■ **Task instructions**: Give the data below again exactly as it stands. Omit the pictures.

━━━ Data shown ━━━

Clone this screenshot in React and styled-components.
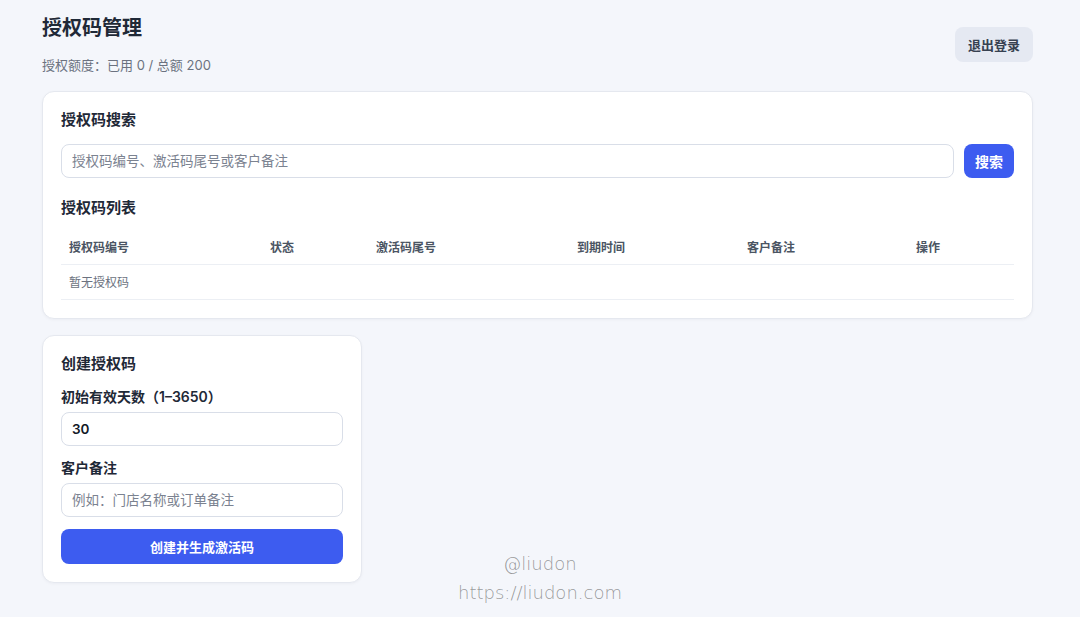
import styled, { createGlobalStyle } from 'styled-components';

const GlobalStyle = createGlobalStyle`
  * { box-sizing: border-box; }
  body {
    margin: 0;
    background: #f4f6fb;
    font-family: "Inter", "Noto Sans CJK SC", sans-serif;
    color: #1f2937;
  }
`;

const columns = [
  { title: '授权码编号', width: 201 },
  { title: '状态', width: 106 },
  { title: '激活码尾号', width: 201 },
  { title: '到期时间', width: 170 },
  { title: '客户备注', width: 169 },
  { title: '操作', width: 106 },
];

const App = () => {
  return (
    <Page>
      <GlobalStyle />
      <Header>
        <div>
          <Title>授权码管理</Title>
          <Quota>授权额度：已用 0 / 总额 200</Quota>
        </div>
        <LogoutButton>退出登录</LogoutButton>
      </Header>

      <Card>
        <CardTitle>授权码搜索</CardTitle>
        <SearchRow>
          <Input placeholder="授权码编号、激活码尾号或客户备注" />
          <PrimaryButton>搜索</PrimaryButton>
        </SearchRow>
        <CardTitle>授权码列表</CardTitle>
        <Table>
          <colgroup>
            {columns.map((c) => (
              <col key={c.title} style={{ width: c.width }} />
            ))}
          </colgroup>
          <thead>
            <tr>
              {columns.map((c) => (
                <Th key={c.title}>{c.title}</Th>
              ))}
            </tr>
          </thead>
          <tbody>
            <tr>
              <Empty colSpan={6}>暂无授权码</Empty>
            </tr>
          </tbody>
        </Table>
      </Card>

      <CreateCard>
        <CardTitle>创建授权码</CardTitle>
        <Field>
          <Label>初始有效天数（1–3650）</Label>
          <Input defaultValue="30" $strong />
        </Field>
        <Field>
          <Label>客户备注</Label>
          <Input placeholder="例如：门店名称或订单备注" />
        </Field>
        <WideButton>创建并生成激活码</WideButton>
      </CreateCard>

      <Watermark>
        <span>@liudon</span>
        <span>https://liudon.com</span>
      </Watermark>
    </Page>
  );
};

const Page = styled.div`
  position: relative;
  min-height: 617px;
  padding: 14px 47px 34px 42px;
  display: flex;
  flex-direction: column;
  gap: 16px;
`;

const Header = styled.div`
  display: flex;
  justify-content: space-between;
  align-items: center;
`;

const Title = styled.h1`
  margin: 0;
  font-size: 20px;
  line-height: 28px;
  font-weight: 700;
  color: #1f2937;
`;

const Quota = styled.div`
  margin-top: 13px;
  font-size: 13px;
  line-height: 20px;
  color: #6b7280;
`;

const LogoutButton = styled.button`
  height: 35px;
  padding: 0 13px;
  border: none;
  border-radius: 8px;
  background: #e5e9f2;
  color: #374151;
  font-family: inherit;
  font-size: 13px;
  font-weight: 700;
`;

const Card = styled.section`
  background: #fff;
  border: 1px solid #e5e8ef;
  border-radius: 12px;
  box-shadow: 0 1px 3px rgba(15, 23, 42, 0.04);
  padding: 18px;
  display: flex;
  flex-direction: column;
`;

const CreateCard = styled(Card)`
  width: 320px;
`;

const CardTitle = styled.h2`
  margin: 0 0 14px;
  font-size: 15px;
  line-height: 20px;
  font-weight: 700;
  color: #1f2937;
`;

const SearchRow = styled.div`
  display: flex;
  gap: 10px;
  margin-bottom: 20px;

  & > input {
    flex: 1;
  }
`;

const Input = styled.input`
  width: 100%;
  height: 34px;
  padding: 0 10px;
  border: 1px solid #d9dee8;
  border-radius: 8px;
  background: #fff;
  font-family: inherit;
  font-size: 13.5px;
  font-weight: ${(p) => (p.$strong ? 600 : 400)};
  color: #111827;
  outline: none;

  &::placeholder {
    color: #7b8290;
  }
`;

const PrimaryButton = styled.button`
  flex-shrink: 0;
  height: 34px;
  padding: 0 11px;
  border: none;
  border-radius: 8px;
  background: #3d5cf0;
  color: #fff;
  font-family: inherit;
  font-size: 14px;
  font-weight: 700;
`;

const WideButton = styled(PrimaryButton)`
  width: 100%;
  height: 35px;
  font-size: 13px;
`;

const Table = styled.table`
  width: 100%;
  border-collapse: collapse;
  table-layout: fixed;
  margin-top: -2px;
`;

const Th = styled.th`
  text-align: left;
  padding: 9px 8px 8px;
  font-size: 12px;
  line-height: 17px;
  font-weight: 700;
  color: #4b5563;
  border-bottom: 1px solid #eceff4;
`;

const Empty = styled.td`
  padding: 9px 8px 8px;
  font-size: 12px;
  line-height: 17px;
  color: #6b7280;
  border-bottom: 1px solid #eceff4;
`;

const Field = styled.div`
  display: flex;
  flex-direction: column;
  gap: 5px;
  margin-bottom: 12px;

  &:first-of-type {
    margin-top: -1px;
  }
`;

const Label = styled.label`
  font-size: 14px;
  line-height: 20px;
  font-weight: 600;
  color: #1f2937;
`;

const Watermark = styled.div`
  position: absolute;
  left: 0;
  right: 0;
  top: 552px;
  display: flex;
  flex-direction: column;
  align-items: center;
  gap: 5px;
  font-family: "DejaVu Sans", sans-serif;
  font-weight: 300;
  font-size: 18px;
  line-height: 24px;
  color: rgba(90, 90, 90, 0.6);
  pointer-events: none;
`;

export default App;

━━━

■ **Finished answer**:
Clone this screenshot in React and styled-components.
import styled, { createGlobalStyle } from 'styled-components';

const GlobalStyle = createGlobalStyle`
  * { box-sizing: border-box; }
  body {
    margin: 0;
    background: #f4f6fb;
    font-family: "Inter", "Noto Sans CJK SC", sans-serif;
    color: #1f2937;
  }
`;

const columns = [
  { title: '授权码编号', width: 201 },
  { title: '状态', width: 106 },
  { title: '激活码尾号', width: 201 },
  { title: '到期时间', width: 170 },
  { title: '客户备注', width: 169 },
  { title: '操作', width: 106 },
];

const App = () => {
  return (
    <Page>
      <GlobalStyle />
      <Header>
        <div>
          <Title>授权码管理</Title>
          <Quota>授权额度：已用 0 / 总额 200</Quota>
        </div>
        <LogoutButton>退出登录</LogoutButton>
      </Header>

      <Card>
        <CardTitle>授权码搜索</CardTitle>
        <SearchRow>
          <Input placeholder="授权码编号、激活码尾号或客户备注" />
          <PrimaryButton>搜索</PrimaryButton>
        </SearchRow>
        <CardTitle>授权码列表</CardTitle>
        <Table>
          <colgroup>
            {columns.map((c) => (
              <col key={c.title} style={{ width: c.width }} />
            ))}
          </colgroup>
          <thead>
            <tr>
              {columns.map((c) => (
                <Th key={c.title}>{c.title}</Th>
              ))}
            </tr>
          </thead>
          <tbody>
            <tr>
              <Empty colSpan={6}>暂无授权码</Empty>
            </tr>
          </tbody>
        </Table>
      </Card>

      <CreateCard>
        <CardTitle>创建授权码</CardTitle>
        <Field>
          <Label>初始有效天数（1–3650）</Label>
          <Input defaultValue="30" $strong />
        </Field>
        <Field>
          <Label>客户备注</Label>
          <Input placeholder="例如：门店名称或订单备注" />
        </Field>
        <WideButton>创建并生成激活码</WideButton>
      </CreateCard>

      <Watermark>
        <span>@liudon</span>
        <span>https://liudon.com</span>
      </Watermark>
    </Page>
  );
};

const Page = styled.div`
  position: relative;
  min-height: 617px;
  padding: 14px 47px 34px 42px;
  display: flex;
  flex-direction: column;
  gap: 16px;
`;

const Header = styled.div`
  display: flex;
  justify-content: space-between;
  align-items: center;
`;

const Title = styled.h1`
  margin: 0;
  font-size: 20px;
  line-height: 28px;
  font-weight: 700;
  color: #1f2937;
`;

const Quota = styled.div`
  margin-top: 13px;
  font-size: 13px;
  line-height: 20px;
  color: #6b7280;
`;

const LogoutButton = styled.button`
  height: 35px;
  padding: 0 13px;
  border: none;
  border-radius: 8px;
  background: #e5e9f2;
  color: #374151;
  font-family: inherit;
  font-size: 13px;
  font-weight: 700;
`;

const Card = styled.section`
  background: #fff;
  border: 1px solid #e5e8ef;
  border-radius: 12px;
  box-shadow: 0 1px 3px rgba(15, 23, 42, 0.04);
  padding: 18px;
  display: flex;
  flex-direction: column;
`;

const CreateCard = styled(Card)`
  width: 320px;
`;

const CardTitle = styled.h2`
  margin: 0 0 14px;
  font-size: 15px;
  line-height: 20px;
  font-weight: 700;
  color: #1f2937;
`;

const SearchRow = styled.div`
  display: flex;
  gap: 10px;
  margin-bottom: 20px;

  & > input {
    flex: 1;
  }
`;

const Input = styled.input`
  width: 100%;
  height: 34px;
  padding: 0 10px;
  border: 1px solid #d9dee8;
  border-radius: 8px;
  background: #fff;
  font-family: inherit;
  font-size: 13.5px;
  font-weight: ${(p) => (p.$strong ? 600 : 400)};
  color: #111827;
  outline: none;

  &::placeholder {
    color: #7b8290;
  }
`;

const PrimaryButton = styled.button`
  flex-shrink: 0;
  height: 34px;
  padding: 0 11px;
  border: none;
  border-radius: 8px;
  background: #3d5cf0;
  color: #fff;
  font-family: inherit;
  font-size: 14px;
  font-weight: 700;
`;

const WideButton = styled(PrimaryButton)`
  width: 100%;
  height: 35px;
  font-size: 13px;
`;

const Table = styled.table`
  width: 100%;
  border-collapse: collapse;
  table-layout: fixed;
  margin-top: -2px;
`;

const Th = styled.th`
  text-align: left;
  padding: 9px 8px 8px;
  font-size: 12px;
  line-height: 17px;
  font-weight: 700;
  color: #4b5563;
  border-bottom: 1px solid #eceff4;
`;

const Empty = styled.td`
  padding: 9px 8px 8px;
  font-size: 12px;
  line-height: 17px;
  color: #6b7280;
  border-bottom: 1px solid #eceff4;
`;

const Field = styled.div`
  display: flex;
  flex-direction: column;
  gap: 5px;
  margin-bottom: 12px;

  &:first-of-type {
    margin-top: -1px;
  }
`;

const Label = styled.label`
  font-size: 14px;
  line-height: 20px;
  font-weight: 600;
  color: #1f2937;
`;

const Watermark = styled.div`
  position: absolute;
  left: 0;
  right: 0;
  top: 552px;
  display: flex;
  flex-direction: column;
  align-items: center;
  gap: 5px;
  font-family: "DejaVu Sans", sans-serif;
  font-weight: 300;
  font-size: 18px;
  line-height: 24px;
  color: rgba(90, 90, 90, 0.6);
  pointer-events: none;
`;

export default App;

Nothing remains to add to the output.